Provided material
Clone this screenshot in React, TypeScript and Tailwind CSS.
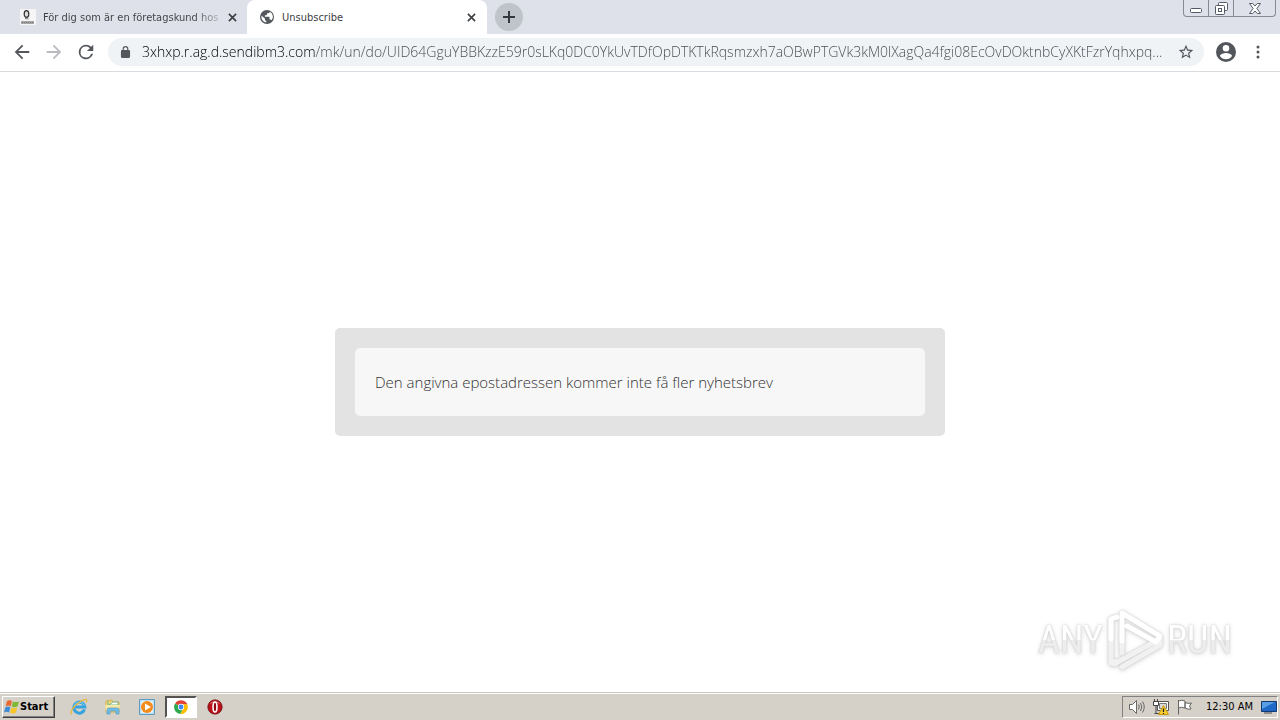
import React from "react";

const url =
  "3xhxp.r.ag.d.sendibm3.com/mk/un/do/UID64GguYBBKzzE59r0sLKq0DC0YkUvTDfOpDTKTkRqsmzxh7aOBwPTGVk3kM0lXagQa4fgi08EcOvDOktnbCyXKtFzrYqhxpq...";

function CloseIcon() {
  return (
    <svg viewBox="0 0 10 10" className="size-[9px]" stroke="#3c4043" strokeWidth="1.8">
      <path d="M1 1l8 8M9 1l-8 8" />
    </svg>
  );
}

function TabStrip() {
  return (
    <header className="flex h-[34px] items-start bg-[#dee1e9]">
      <div className="flex h-[34px] w-[247px] items-center pl-5 pr-[7px]">
        <svg viewBox="0 0 16 16" className="size-4 shrink-0">
          <path d="M0 0h16v16H0z" fill="#f5f5f5" />
          <ellipse cx="6.5" cy="5" rx="2.3" ry="3.4" fill="#ddd" stroke="#333" strokeWidth="1.2" />
          <path d="M5 9.500l3.500.500" stroke="#777" strokeWidth="1" />
          <path d="M1 12h13v3H1z" fill="#a5a5a5" />
          <path d="M2 13.500h11" stroke="#777" strokeDasharray="1 1" />
        </svg>
        <a
          href="#first"
          className="ml-[7px] whitespace-nowrap bg-[linear-gradient(to_right,#3c4043_150px,#b0b3b9_175px)] bg-clip-text pt-[2px] text-[11px] text-transparent"
        >
          För dig som är en företagskund hos
        </a>
        <button aria-label="Close first tab" className="ml-auto flex size-4 items-center justify-center">
          <CloseIcon />
        </button>
      </div>
      <div className="flex h-[34px] w-60 items-center rounded-t-lg bg-white pl-[13px] pr-2">
        <svg viewBox="2 2 20 20" className="size-[14px] shrink-0" fill="#54585d">
          <path
            fillRule="evenodd"
            d="M12 2a10 10 0 1 0 0 20 10 10 0 0 0 0-20zM4.200 10.200L9 14v1.500c0 1.100.9 2 2 2v2.400A8 8 0 0 1 4.200 10.200zM18.500 16.800c-.3-.8-1-1.300-1.900-1.300h-1v-3c0-.6-.4-1-1-1H9V9.500h2c.6 0 1-.4 1-1v-2h2c1.100 0 2-.9 2-2a8 8 0 0 1 2.500 12.300z"
          />
        </svg>
        <a href="#unsubscribe" className="ml-2 pt-[2px] text-[11px] text-[#3c4043]">
          Unsubscribe
        </a>
        <button aria-label="Close Unsubscribe tab" className="ml-auto flex size-4 items-center justify-center">
          <CloseIcon />
        </button>
      </div>
      <button aria-label="New tab" className="ml-2 mt-[3px] flex size-7 items-center justify-center rounded-full bg-[#bfc3ca]">
        <svg viewBox="0 0 12 12" className="size-3" stroke="#34373b" strokeWidth="2">
          <path d="M6 0v12M0 6h12" />
        </svg>
      </button>
      <div className="ml-auto mr-1 flex h-[17px] rounded-b-[4px] border border-t-0 border-[#858a96]">
        <button aria-label="Minimize" className="flex w-[25px] items-center justify-center border-r border-[#858a96]">
          <svg viewBox="0 0 12 12" className="size-3" fill="#fff" stroke="#555b66">
            <rect x=".5" y="6.500" width="11" height="4" rx="1" />
          </svg>
        </button>
        <button aria-label="Restore" className="flex w-[25px] items-center justify-center border-r border-[#858a96]">
          <svg viewBox="0 0 13 13" className="size-[13px]" fill="#fff" stroke="#555b66">
            <rect x="3.500" y=".5" width="9" height="8" rx="1" />
            <rect x=".5" y="3.500" width="9" height="9" rx="1" />
            <rect x="3.500" y="6.500" width="3" height="3" />
          </svg>
        </button>
        <button aria-label="Close window" className="flex w-[41px] items-center justify-center">
          <svg viewBox="0 0 12 11" className="h-[11px] w-3" fill="#fff" stroke="#555b66">
            <path d="M.5.5h3.200L6 3 8.300.5h3.200L7.900 5.500l3.600 5H8.300L6 8l-2.300 2.500H.5l3.600-5z" />
          </svg>
        </button>
      </div>
    </header>
  );
}

function Toolbar() {
  return (
    <nav className="flex h-[38px] items-center border-b border-[#d9dbde] bg-white pb-[2px] pl-3 pr-[14px]">
      <button aria-label="Back">
        <svg viewBox="1 1 22 22" className="size-5" fill="#53575c">
          <path d="M20 11H7.830l5.590-5.590L12 4l-8 8 8 8 1.410-1.410L7.830 13H20z" />
        </svg>
      </button>
      <button aria-label="Forward" className="ml-3">
        <svg viewBox="1 1 22 22" className="size-5" fill="#b9bbbe">
          <path d="M4 11h12.170l-5.590-5.590L12 4l8 8-8 8-1.410-1.410L16.170 13H4z" />
        </svg>
      </button>
      <button aria-label="Reload" className="ml-3">
        <svg viewBox="1 1 22 22" className="size-5" fill="#53575c">
          <path d="M17.650 6.350A7.950 7.950 0 0 0 12 4a8 8 0 1 0 7.730 10h-2.080A6 6 0 1 1 12 6c1.660 0 3.140.69 4.220 1.780L13 11h7V4z" />
        </svg>
      </button>
      <div className="ml-3 flex h-7 min-w-0 flex-1 items-center rounded-full bg-[#f0f3f5] pl-3 pr-[10px]">
        <svg viewBox="4 1 16 21" className="h-3 w-[11px] shrink-0" fill="#54585d">
          <path d="M18 8h-1V6A5 5 0 0 0 7 6v2H6a2 2 0 0 0-2 2v10c0 1.100.9 2 2 2h12a2 2 0 0 0 2-2V10a2 2 0 0 0-2-2zM9 6a3 3 0 0 1 6 0v2H9z" />
        </svg>
        <input
          aria-label="Address"
          readOnly
          value={url}
          className="ml-[11px] min-w-0 flex-1 bg-[linear-gradient(to_right,#000_173px,#44484c_173px)] bg-clip-text font-['Open_Sans','Noto_Sans',sans-serif] text-[14px] font-light text-transparent outline-none"
        />
        <button aria-label="Bookmark this page" className="ml-2">
          <svg viewBox="1 1 22 22" className="size-4" fill="#53575c">
            <path d="M22 9.240l-7.190-.62L12 2 9.190 8.630 2 9.240l5.460 4.730L5.820 21 12 17.270 18.180 21l-1.630-7.030zM12 15.400l-3.760 2.270 1-4.280-3.320-2.880 4.380-.38L12 6.100l1.710 4.040 4.380.38-3.320 2.880 1 4.280z" />
          </svg>
        </button>
      </div>
      <button aria-label="Profile" className="ml-3">
        <svg viewBox="2 2 20 20" className="size-5" fill="#53575c">
          <path d="M12 2a10 10 0 1 0 0 20 10 10 0 0 0 0-20zm0 3a3.300 3.300 0 1 1 0 6.600A3.300 3.300 0 0 1 12 5zm0 14.200a7.200 7.200 0 0 1-6-3.220c.03-2 4-3.080 6-3.080s5.970 1.090 6 3.080a7.200 7.200 0 0 1-6 3.220z" />
        </svg>
      </button>
      <button aria-label="Menu" className="ml-[14px] flex w-4 justify-center">
        <svg viewBox="0 0 4 14" className="h-[14px] w-1" fill="#53575c">
          <circle cx="2" cy="2" r="1.500" />
          <circle cx="2" cy="7" r="1.500" />
          <circle cx="2" cy="12" r="1.500" />
        </svg>
      </button>
    </nav>
  );
}

function Watermark() {
  return (
    <div className="absolute bottom-5 right-12 flex items-center font-['Roboto_Condensed','Liberation_Sans_Narrow','Roboto',sans-serif] text-[38px] leading-[64px] text-white [filter:drop-shadow(0_0_1px_#ccc)_drop-shadow(0_1px_2px_#ddd)]">
      <span className="bg-[linear-gradient(#fff_50%,#ededed_50%)] bg-clip-text text-transparent">ANY</span>
      <svg viewBox="0 0 64 64" className="h-16 w-16" fill="none" strokeWidth="5" strokeLinejoin="round" strokeLinecap="round">
        <path d="M14 9L8 11v44l5-2" stroke="#f1f1f1" />
        <path d="M14 9L8 11v20" stroke="#fff" />
        <path d="M19 59l38-22v-6L11 56" stroke="#f1f1f1" />
        <path d="M19 45V20" stroke="#f1f1f1" />
        <path d="M19 33V5l38 23-4 6-29-16" stroke="#fff" />
      </svg>
      <span className="bg-[linear-gradient(#fff_50%,#ededed_50%)] bg-clip-text text-transparent">RUN</span>
    </div>
  );
}

function TaskbarIcons() {
  return (
    <>
      <button aria-label="Internet Explorer" className="ml-[14px] flex w-5 justify-center">
        <svg viewBox="0 0 18 18" className="size-[18px]" fill="none">
          <path d="M14.500 11.500A5.500 5.500 0 1 1 14.800 9H5" stroke="#35a3df" strokeWidth="3" />
          <path d="M4 8.500C5 4 12 2 14.200 7.500" stroke="#8bd5f6" />
          <path d="M2 15.500C-1 17 2 9 9 4.500s9-3.500 7-.2" stroke="#e5b73c" strokeWidth="1.300" />
        </svg>
      </button>
      <button aria-label="File Explorer" className="ml-[14px] flex w-5 justify-center">
        <svg viewBox="0 0 18 18" className="size-[18px]">
          <path d="M2 3l6-1 1 2h6v10H2z" fill="#f1d779" stroke="#d6b34c" />
          <path d="M4 3v4M9 4h5v3H5z" fill="#fff" stroke="#75b88a" />
          <path d="M1 7h15l-1 6H2z" fill="#f8e8a4" />
          <path d="M3 16v-4q0-2 2-2h8q2 0 2 2v4h-3v-3H6v3z" fill="#72bce5" stroke="#4d9dcc" strokeWidth=".7" />
        </svg>
      </button>
      <button aria-label="Media Player" className="ml-[14px] flex w-5 justify-center">
        <svg viewBox="0 0 18 18" className="size-[18px]">
          <path d="M1.500 1.500h15v15h-15z" fill="#c0dff2" stroke="#5b9ac4" />
          <path d="M3.500 3.500h11v11h-11z" fill="#fff" />
          <circle cx="9" cy="9" r="6" fill="#f38b1d" />
          <path d="M7 5.500l6 3.500-6 3.500z" fill="#fff" />
        </svg>
      </button>
      <button
        aria-label="Chrome"
        className="ml-2 flex h-[22px] w-8 items-center justify-center border-2 border-b-white border-l-[#55534f] border-r-white border-t-[#55534f] bg-white"
      >
        <svg viewBox="0 0 16 16" className="size-[14px]">
          <path d="M8 8L1.300 4A8 8 0 0 1 15 4.200L15 5H8z" fill="#e34133" />
          <path d="M8 8L1.200 4A8 8 0 0 0 7.200 16l3.500-6z" fill="#2da94f" />
          <path d="M8 8l2.800 2L7.200 16A8 8 0 0 0 15.200 4.800H8z" fill="#fdbd00" />
          <circle cx="8" cy="8" r="3.600" fill="#fff" />
          <circle cx="8" cy="8" r="2.800" fill="#4285f4" />
        </svg>
      </button>
      <button aria-label="Opera" className="ml-2 flex w-5 justify-center">
        <svg viewBox="0 0 18 18" className="size-4">
          <circle cx="9" cy="9" r="8" fill="#bd1018" stroke="#6f070b" />
          <path d="M3 5.500C5.500 1.500 12.500 1.500 15 5.500 12 4 6 4 3 5.500z" fill="#e36a6a" />
          <ellipse cx="9" cy="9" rx="2.200" ry="5.600" fill="#8c0b10" stroke="#fff" strokeWidth="1.800" />
        </svg>
      </button>
    </>
  );
}

function Taskbar() {
  return (
    <footer className="flex h-7 shrink-0 items-center border-t border-[#c9c5bd] bg-[#d5d0c8] px-[2px] pt-[1px] shadow-[inset_0_1px_0_#fff]">
      <button className="flex h-[22px] w-[53px] items-center border border-b-[#404040] border-l-white border-r-[#404040] border-t-white pl-[1px] font-['DejaVu_Sans_Condensed','DejaVu_Sans',sans-serif] text-[11px] font-bold text-black shadow-[inset_-1px_-1px_0_#808080]">
        <svg viewBox="0 0 16 16" className="size-4 shrink-0">
          <path d="M3 2q2.500-1.500 5 0L6.700 7.200q-2.500-1.400-5 0z" fill="#e8682c" />
          <path d="M9 2.400q2.500 1.400 6 0L13.500 7.500q-3 1.500-5.800.1z" fill="#80ba35" />
          <path d="M1.400 8.200q2.500-1.400 5 0L5 13.400q-2.500-1.400-5 0z" fill="#3e8bd6" />
          <path d="M7.400 8.600q2.500 1.400 5.800 0L11.800 13.700q-3 1.400-5.800.1z" fill="#f7c429" />
        </svg>
        Start
      </button>
      <TaskbarIcons />
      <div className="ml-auto flex h-[22px] items-center border border-b-white border-l-[#808080] border-r-white border-t-[#808080] pl-[5px]">
        <svg viewBox="0 0 18 16" className="h-4 w-[18px]" fill="none" stroke="#686868">
          <path d="M1.500 5.500h3l4-4v13l-4-4h-3z" fill="#fff" />
          <path d="M10.500 5.500q1.500 2.500 0 5M12.500 4q2.500 4 0 8M14.500 2.500q3.500 5.500 0 11" />
        </svg>
        <svg viewBox="0 0 18 18" className="ml-[6px] size-[18px]">
          <path d="M5.500 3.500h11v9h-11z" fill="#fff" stroke="#555" />
          <path d="M7.500 5.500h7v5h-7z" fill="#d9d9d9" stroke="#777" />
          <path d="M1.500 3.500h5v4h-5zM2.500 1v2M5.500 1v2M4 7.500v8M2.500 15.500h5" fill="#fff" stroke="#444" />
          <path d="M11.500 7.500l5 9H6.500z" fill="#fbd02b" stroke="#c99b0a" />
          <path d="M11.500 10.500v3.500M11.500 15v1" stroke="#222" strokeWidth="1.300" />
        </svg>
        <svg viewBox="0 0 17 16" className="ml-[6px] h-4 w-[17px]" fill="#fff" stroke="#666">
          <path d="M2.500 1v14.500M2.500 2q3-1.500 6.500 0v7q-3.500-1.500-6.500 0zM9 3.500q3 1.500 6.500.5l-2 3 1.500 3q-3 .8-6-1z" />
        </svg>
        <time className="ml-[13px] whitespace-nowrap text-[11px] text-black">12:30 AM</time>
        <svg viewBox="0 0 16 14" className="ml-2 h-[14px] w-4">
          <path d="M.5 1.500h15v10H.5z" fill="#1e69c8" stroke="#12396f" />
          <path d="M1 2h13L1 9z" fill="#579ee5" />
          <path d="M3 13h8" stroke="#777" strokeWidth="1.500" />
        </svg>
      </div>
    </footer>
  );
}

export default function App() {
  return (
    <div className="flex min-h-screen flex-col bg-white font-['DejaVu_Sans_Condensed','Noto_Sans',sans-serif]">
      <TabStrip />
      <Toolbar />
      <main className="relative flex flex-1 items-center justify-center">
        <section className="w-full max-w-[610px] rounded-[5px] bg-[#e3e3e3] p-5">
          <p className="rounded-[5px] bg-[#f7f7f7] px-5 py-6 font-['Open_Sans',sans-serif] text-[15px] font-light leading-5 text-[#333]">
            Den angivna epostadressen kommer inte få fler nyhetsbrev
          </p>
        </section>
        <Watermark />
      </main>
      <Taskbar />
    </div>
  );
}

Short exercise
Out of the material above, select every line that holds the string "React".

Final result
Clone this screenshot in React, TypeScript and Tailwind CSS.
import React from "react";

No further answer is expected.